XVII
And there I’ve done it again. I’ve made a bit too much of a supposition on
the beginnings of the revolution in Russia.
The fact is that the causes of the revolution went much deeper and
farther back than we can imagine.
Perhaps the very revolution itself can be traced back to the revolution
that the communists eventually tried to say they were mimicking-The French
Revolution. Even though the correlations
at the time were relatively weak, the two countries did have some similarities, but perhaps, many more differences. At
the time, the French nobility was under extreme duress as it had incurred a
huge debt helping the Colonies fight the British. France had embraced the ideas of liberalism
and even when they hadn’t, writers like Voltaire found safety from “enlightened
monarchs” monarchs like Elizabeth I of Russia.
But whereas in Russia most of the peasantry still worked the land as
serfs, many of the French serfs had moved to cities to escape serfdom leaving a
large population of unhappy peasants whose rights were no longer being
represented by their feudal country lords.
I know I’m vastly oversimplifying
history, and I’m moving at a fast pace.
I say all this merely to point out differences, and why historians would
fault me for making too big of a correlation.
But the correlation is there, and it’s found in Napoleon’s ambition. After he marched on Moscow, and the Russian forces
withdrew, burning the city. The war was all
but over. The Russians hounded Napoleon
back to Paris and eventually marched there themselves, defeating the greatest
empire at the time. This one act meant
that Russia, backwards Russia, the country Peter the Great realized was
backwards and tried to force into the modern era, suddenly had eclipsed the
very power it was trying to catch up to.
After the victory, Russia returned to
the state it had been so comfortable with before Peter the Great. That of isolation and stagnation, and it
remained that way till the Crimean War, a war, which jolted Russia back to
reality. It had fallen behind
again. Even though at the time, Russia
still fielded the largest army, it was vastly outgunned by the modern machinery
of the British. Wave after wave of men
was condemned to die, brutally chastised by the guns of the unforgiving
British. Russians needed change. A rebellious atmosphere was developing.

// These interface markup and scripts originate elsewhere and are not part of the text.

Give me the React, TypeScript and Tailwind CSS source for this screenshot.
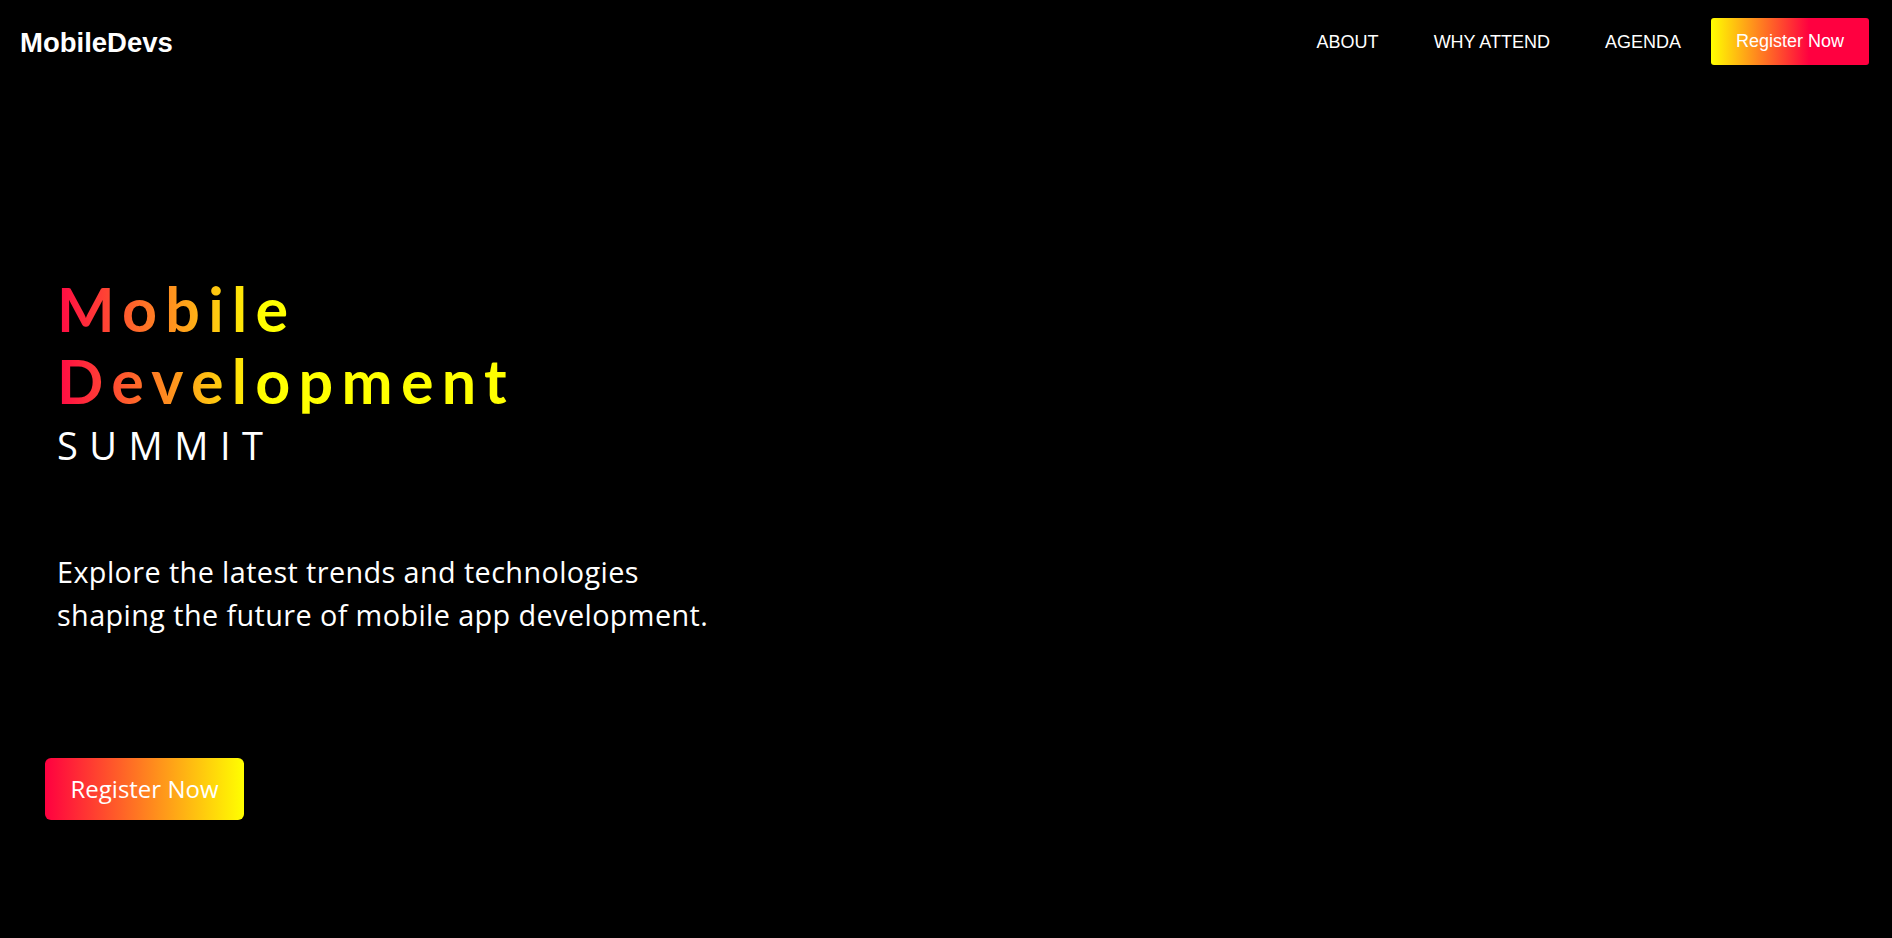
import React from "react";

export default function App() {
  return (
    <div className="min-h-screen w-full bg-black text-white">
      <header className="flex h-[83px] items-center justify-between pl-[20px] pr-[23px]">
        <div className="mt-[2px] text-[27.5px] font-bold leading-none text-white [font-family:'Liberation_Sans',Arial,sans-serif]">
          MobileDevs
        </div>
        <nav className="flex items-center text-[18px] [font-family:'Liberation_Sans',Arial,sans-serif]">
          <a href="#about" className="mt-[2px] text-white">ABOUT</a>
          <a href="#why" className="ml-[55px] mt-[2px] text-white">WHY ATTEND</a>
          <a href="#agenda" className="ml-[55px] mt-[2px] text-white">AGENDA</a>
          <button className="ml-[30px] flex h-[47px] w-[158px] items-center justify-center rounded-[3px] bg-[linear-gradient(90deg,#ffff00_0%,#ff0040_62%)] text-[18px] text-white">
            Register Now
          </button>
        </nav>
      </header>

      <main className="pl-[57px] pt-[190px]">
        <h1 className="w-fit bg-[linear-gradient(90deg,#ff0844_0px,#ffff00_205px)] bg-clip-text text-[61px] font-bold leading-[72px] tracking-[8.3px] text-transparent [font-family:Lato,'Noto_Sans',sans-serif]">
          Mobile
          <br />
          Development
        </h1>
        <div className="mt-[5px] text-[38px] leading-[46px] tracking-[11.5px] text-white [font-family:'Open_Sans','Noto_Sans',sans-serif]">
          SUMMIT
        </div>
        <p className="mt-[82px] text-[28.8px] leading-[43.2px] tracking-[0.4px] text-white [font-family:'Open_Sans','Noto_Sans',sans-serif]">
          Explore the latest trends and technologies
          <br />
          shaping the future of mobile app development.
        </p>
        <button className="ml-[-12px] mt-[122px] flex h-[62px] w-[199px] items-center justify-center rounded-[6px] bg-[linear-gradient(90deg,#ff0040,#ffff00)] text-[24px] text-white [font-family:'Open_Sans','Noto_Sans',sans-serif]">
          Register Now
        </button>
      </main>
    </div>
  );
}
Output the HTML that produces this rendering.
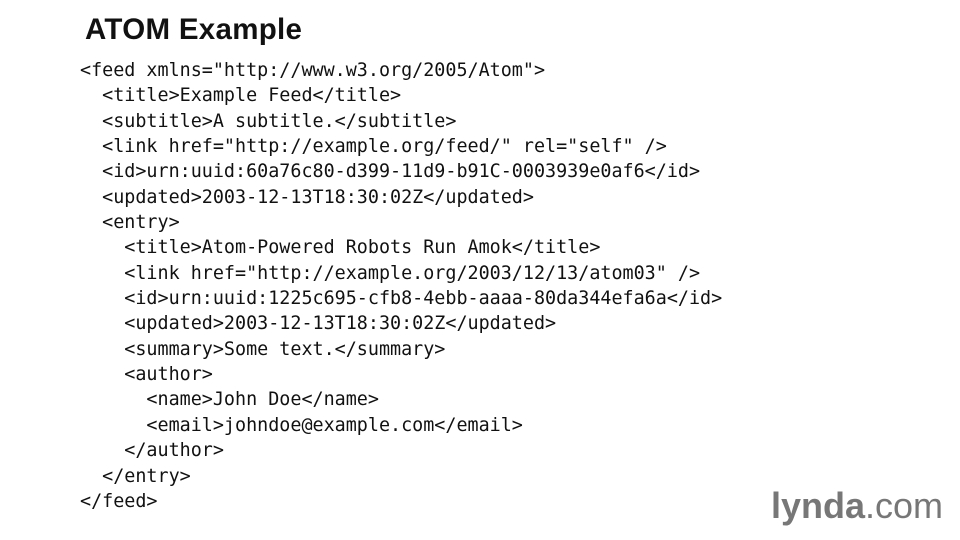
<!DOCTYPE html>
<html><head><meta charset="utf-8"><style>
body{margin:0;width:960px;height:540px;background:#fff;position:relative;overflow:hidden}
h1{position:absolute;left:85px;top:13px;margin:0;font:bold 29.5px "Liberation Sans",sans-serif;color:#111;letter-spacing:0.3px}
pre{position:absolute;left:80px;top:58px;margin:0;font:18.4px/25.35px "DejaVu Sans Mono",monospace;color:#111}
.logo{position:absolute;left:771px;top:485px;font:36px "Liberation Sans",sans-serif;color:#777;letter-spacing:0}
.logo b{font-weight:bold}
</style></head><body>
<h1>ATOM Example</h1>
<pre>&lt;feed xmlns="http://www.w3.org/2005/Atom"&gt;
  &lt;title&gt;Example Feed&lt;/title&gt;
  &lt;subtitle&gt;A subtitle.&lt;/subtitle&gt;
  &lt;link href="http://example.org/feed/" rel="self" /&gt;
  &lt;id&gt;urn:uuid:60a76c80-d399-11d9-b91C-0003939e0af6&lt;/id&gt;
  &lt;updated&gt;2003-12-13T18:30:02Z&lt;/updated&gt;
  &lt;entry&gt;
    &lt;title&gt;Atom-Powered Robots Run Amok&lt;/title&gt;
    &lt;link href="http://example.org/2003/12/13/atom03" /&gt;
    &lt;id&gt;urn:uuid:1225c695-cfb8-4ebb-aaaa-80da344efa6a&lt;/id&gt;
    &lt;updated&gt;2003-12-13T18:30:02Z&lt;/updated&gt;
    &lt;summary&gt;Some text.&lt;/summary&gt;
    &lt;author&gt;
      &lt;name&gt;John Doe&lt;/name&gt;
      &lt;email&gt;johndoe@example.com&lt;/email&gt;
    &lt;/author&gt;
  &lt;/entry&gt;
&lt;/feed&gt;</pre>
<div class="logo"><b>lynda</b>.com</div>
</body></html>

But just when revolution seemed to be
taking seed, a new leader came to power.
This leader was Alexander II. He
immediately struck a treaty ending the Crimean War, renounced Russia’s claims
to the Black Sea, and he set about reforming the country. In 1861 he emancipated the serfs, but under
heavy stipulations added for the nobility, which left almost all free serfs
indebted to their lords for the rest of their lives. He ended government censorship of the press
and left it up to the presses as to what to censor. In 1864 he created a new set of judicial
reforms including trial by jury and independent judiciaries that couldn’t be
removed by the whims of the governing officials. He created the Zemstvo for the classes to
have a voice, but the reforms were weak, just like the Etates General in
France, the lower class found themselves immensely underrepresented.
During this time period, two important
things take place. First of all, in 1872
even though the press was still somewhat censored, Das Kapital by Marx was
allowed to be printed in Russia. The
second important event occurred in 1878 and just like that of the start of
World War I, it was an act of terrorism…assassination to be exact.